─── PROVIDED MATERIAL ───
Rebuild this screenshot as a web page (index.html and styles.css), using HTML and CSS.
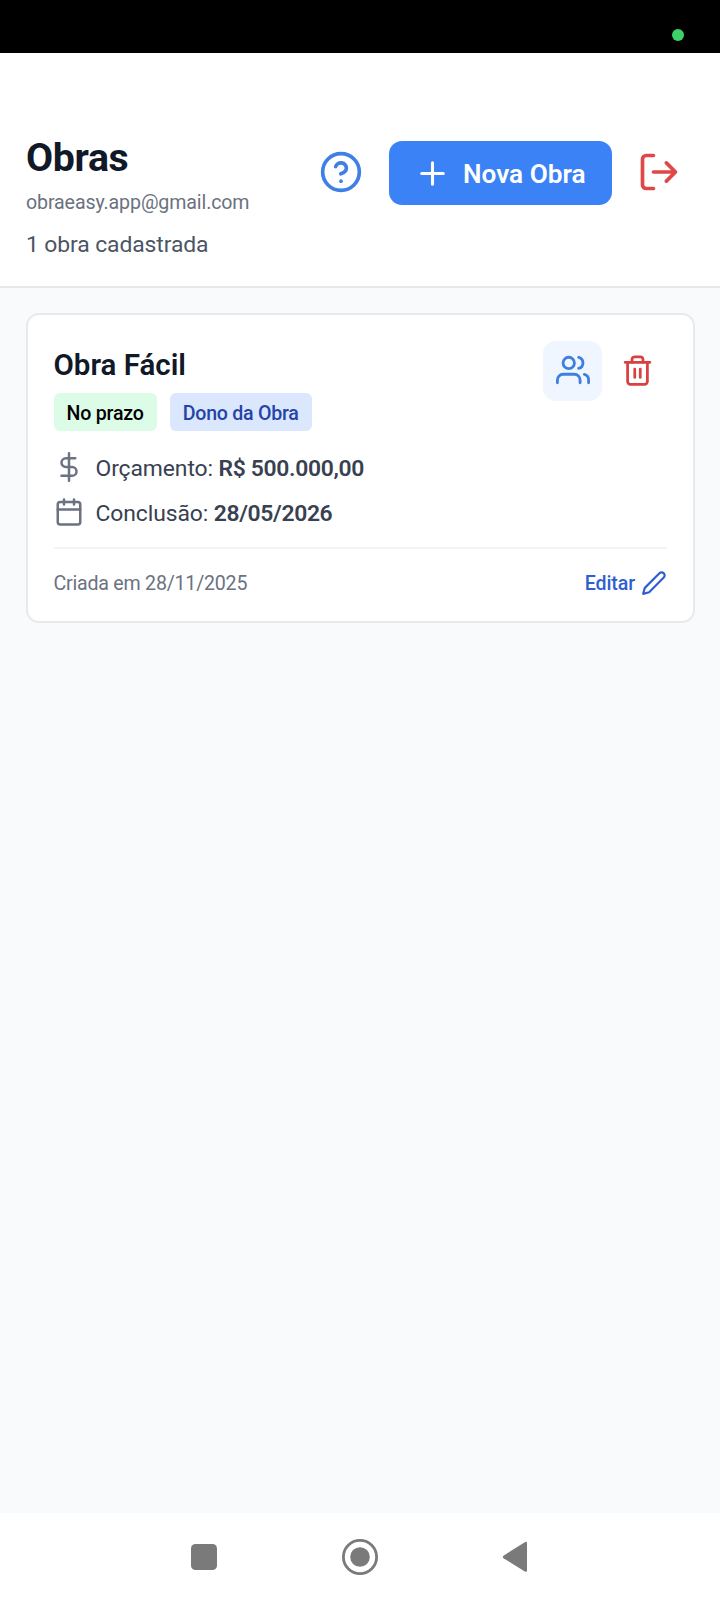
FILE: index.html
```html
<!DOCTYPE html>
<html lang="pt-BR">
<head>
    <meta charset="UTF-8">
    <meta name="viewport" content="width=device-width, initial-scale=1.0">
    <title>Obras</title>
    <link rel="stylesheet" href="styles.css">
</head>
<body>
    <div class="status-bar">
        <span class="status-dot"></span>
    </div>

    <header class="header">
        <div class="header-info">
            <h1 class="title">Obras</h1>
            <p class="email">obraeasy.app@gmail.com</p>
            <p class="count">1 obra cadastrada</p>
        </div>
        <div class="header-actions">
            <button class="icon-button help-button" aria-label="Ajuda">
                <svg class="icon" width="44" height="44" viewBox="0 0 24 24">
                    <circle cx="12" cy="12" r="10"/>
                    <path d="M9.09 9a3 3 0 0 1 5.83 1c0 2-3 3-3 3"/>
                    <path d="M12 17h.01"/>
                </svg>
            </button>
            <button class="new-button">
                <svg class="icon" width="37" height="37" viewBox="0 0 24 24">
                    <path d="M12 5v14M5 12h14"/>
                </svg>
                <span>Nova Obra</span>
            </button>
            <button class="icon-button logout-button" aria-label="Sair">
                <svg class="icon" width="44" height="44" viewBox="0 0 24 24">
                    <path d="M9 21H5a2 2 0 0 1-2-2V5a2 2 0 0 1 2-2h4"/>
                    <path d="M16 17l5-5-5-5M21 12H9"/>
                </svg>
            </button>
        </div>
    </header>

    <main class="content">
        <article class="card">
            <div class="card-header">
                <div class="card-info">
                    <h2 class="card-title">Obra Fácil</h2>
                    <div class="badges">
                        <span class="badge badge-status">No prazo</span>
                        <span class="badge badge-role">Dono da Obra</span>
                    </div>
                </div>
                <div class="card-actions">
                    <button class="icon-button users-button" aria-label="Usuários">
                        <svg class="icon" width="34" height="34" viewBox="0 0 24 24">
                            <path d="M17 21v-2a4 4 0 0 0-4-4H5a4 4 0 0 0-4 4v2"/>
                            <circle cx="9" cy="7" r="4"/>
                            <path d="M23 21v-2a4 4 0 0 0-3-3.87M16 3.13a4 4 0 0 1 0 7.75"/>
                        </svg>
                    </button>
                    <button class="icon-button delete-button" aria-label="Excluir">
                        <svg class="icon" width="33" height="33" viewBox="0 0 24 24">
                            <path d="M3 6h18M19.2 6v14a2 2 0 0 1-2 2H6.800a2 2 0 0 1-2-2V6"/>
                            <path d="M8 6V4a2 2 0 0 1 2-2h4a2 2 0 0 1 2 2v2M10 11v6M14 11v6"/>
                        </svg>
                    </button>
                </div>
            </div>

            <div class="details">
                <div class="detail">
                    <svg class="icon" width="30" height="30" viewBox="0 0 24 24">
                        <path d="M12 1v22M17 5H9.5a3.5 3.5 0 0 0 0 7h5a3.5 3.5 0 0 1 0 7H6"/>
                    </svg>
                    <span class="detail-text">Orçamento: <strong>R$ 500.000,00</strong></span>
                </div>
                <div class="detail">
                    <svg class="icon" width="30" height="30" viewBox="0 0 24 24">
                        <rect x="3" y="4" width="18" height="18" rx="2"/>
                        <path d="M16 2v4M8 2v4M3 10h18"/>
                    </svg>
                    <span class="detail-text">Conclusão: <strong>28/05/2026</strong></span>
                </div>
            </div>

            <div class="card-footer">
                <span class="created">Criada em 28/11/2025</span>
                <a href="#" class="edit-link">
                    <span>Editar</span>
                    <svg class="icon" width="26" height="26" viewBox="0 0 24 24">
                        <path d="M17 3a2.828 2.828 0 1 1 4 4L7.5 20.5 2 22l1.5-5.5L17 3z"/>
                    </svg>
                </a>
            </div>
        </article>
    </main>

    <nav class="nav-bar">
        <svg width="26" height="26" viewBox="0 0 26 26">
            <rect width="26" height="26" rx="4.5"/>
        </svg>
        <svg width="36" height="36" viewBox="0 0 36 36">
            <circle class="nav-ring" cx="18" cy="18" r="16.6"/>
            <circle cx="18" cy="18" r="9.8"/>
        </svg>
        <svg width="26" height="32" viewBox="0 0 26 32">
            <path d="M1.5 14.7 22.8 1.2Q25 0 25 2V29.6Q25 31.5 22.8 30.4L1.5 17.3Q0 16 1.5 14.7Z"/>
        </svg>
    </nav>
</body>
</html>
```

FILE: styles.css
```css
* {
    box-sizing: border-box;
}

body {
    font-family: Roboto, sans-serif;
    background: #f9fafb;
    margin: 0;
    min-height: 100vh;
    display: flex;
    flex-direction: column;
    color: #111827;
}

h1, h2, p {
    margin: 0;
}

button {
    border: none;
    background: none;
    font-family: inherit;
    padding: 0;
}

.icon {
    display: block;
    flex-shrink: 0;
    fill: none;
    stroke: currentColor;
    stroke-width: 2;
    stroke-linecap: round;
    stroke-linejoin: round;
}

.status-bar {
    height: 53px;
    background: #000;
    display: flex;
    justify-content: flex-end;
    padding: 28.5px 36.5px 0 0;
}

.status-dot {
    width: 12px;
    height: 12px;
    border-radius: 50%;
    background: #3dd267;
}

.header {
    height: 235px;
    background: #fff;
    border-bottom: 2px solid #e5e7eb;
    display: flex;
    justify-content: space-between;
    padding: 82px 39px 0 26px;
}

.title {
    font-size: 39.3px;
    line-height: 46px;
    font-weight: 700;
    letter-spacing: -0.35px;
}

.email {
    font-size: 19.6px;
    line-height: 24px;
    letter-spacing: -0.12px;
    margin-top: 10px;
    color: #6b7280;
}

.count {
    font-size: 22.9px;
    line-height: 28px;
    letter-spacing: -0.1px;
    margin-top: 16px;
    color: #4b5563;
}

.header-actions {
    display: flex;
    align-items: center;
    height: 64px;
    margin-top: 6px;
}

.icon-button {
    display: flex;
    align-items: center;
    justify-content: center;
}

.help-button,
.logout-button {
    height: 44px;
    margin-bottom: 2px;
}

.help-button {
    color: #3f7fe6;
    margin-right: 26px;
}

.new-button {
    display: flex;
    align-items: center;
    gap: 12px;
    width: 223px;
    height: 64px;
    padding-left: 25px;
    border-radius: 13px;
    background: #3b82f6;
    color: #fff;
    font-size: 26.2px;
    font-weight: 600;
    white-space: nowrap;
}

.new-button span {
    padding-top: 2px;
}

.logout-button {
    color: #e04848;
    margin-left: 25px;
}

.content {
    flex: 1;
    padding: 25px 25px 0 26px;
}

.card {
    height: 310px;
    background: #fff;
    border: 2px solid #e8e9eb;
    border-radius: 13px;
    padding: 26px 26px 0 25.5px;
}

.card-header {
    display: flex;
    justify-content: space-between;
}

.card-title {
    font-size: 29.5px;
    line-height: 36px;
    font-weight: 600;
    margin-top: 6px;
}

.badges {
    display: flex;
    gap: 13px;
    margin-top: 10px;
}

.badge {
    height: 38px;
    padding: 0 13px;
    border-radius: 6px;
    font-size: 19.6px;
    line-height: 41px;
    font-weight: 500;
    letter-spacing: -0.2px;
}

.badge-status {
    background: #dcfce7;
    color: #000;
}

.badge-role {
    background: #dbe7fd;
    color: #2443a8;
    letter-spacing: -0.26px;
}

.card-actions {
    display: flex;
}

.users-button {
    width: 59px;
    height: 60px;
    padding-bottom: 2px;
    border-radius: 13px;
    background: #eff6ff;
    color: #3f7fe0;
}

.delete-button {
    width: 60px;
    height: 60px;
    padding-bottom: 2px;
    margin-left: 5px;
    color: #d94040;
}

.details {
    display: flex;
    flex-direction: column;
    gap: 15px;
    margin-top: 21px;
}

.detail {
    display: flex;
    align-items: center;
    gap: 12px;
    height: 30px;
    font-size: 22.9px;
    color: #374151;
}

.detail .icon {
    color: #6b7280;
}

.detail-text {
    padding-top: 2px;
    letter-spacing: -0.1px;
}

.detail strong {
    font-weight: 600;
    letter-spacing: -0.34px;
}

.card-footer {
    display: flex;
    align-items: center;
    justify-content: space-between;
    border-top: 2px solid #f3f4f6;
    margin-top: 20px;
    padding-top: 21px;
    font-size: 19.6px;
}

.created {
    color: #6b7280;
    letter-spacing: -0.22px;
}

.edit-link {
    display: flex;
    align-items: center;
    gap: 6px;
    color: #2f5fcf;
    font-weight: 500;
    letter-spacing: -0.1px;
    text-decoration: none;
}

.nav-bar {
    height: 87px;
    background: #fff;
    display: flex;
    align-items: center;
    justify-content: space-between;
    padding: 0 192px 0 191px;
    fill: #7a7a7a;
}

.nav-ring {
    fill: none;
    stroke: #7a7a7a;
    stroke-width: 2.8;
}
```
───
-- STATED EXERCISE --
Copy out each line of the listing that holds "styles".

-- OUTPUT BELOW --
Rebuild this screenshot as a web page (index.html and styles.css), using HTML and CSS.
    <link rel="stylesheet" href="styles.css">
FILE: styles.css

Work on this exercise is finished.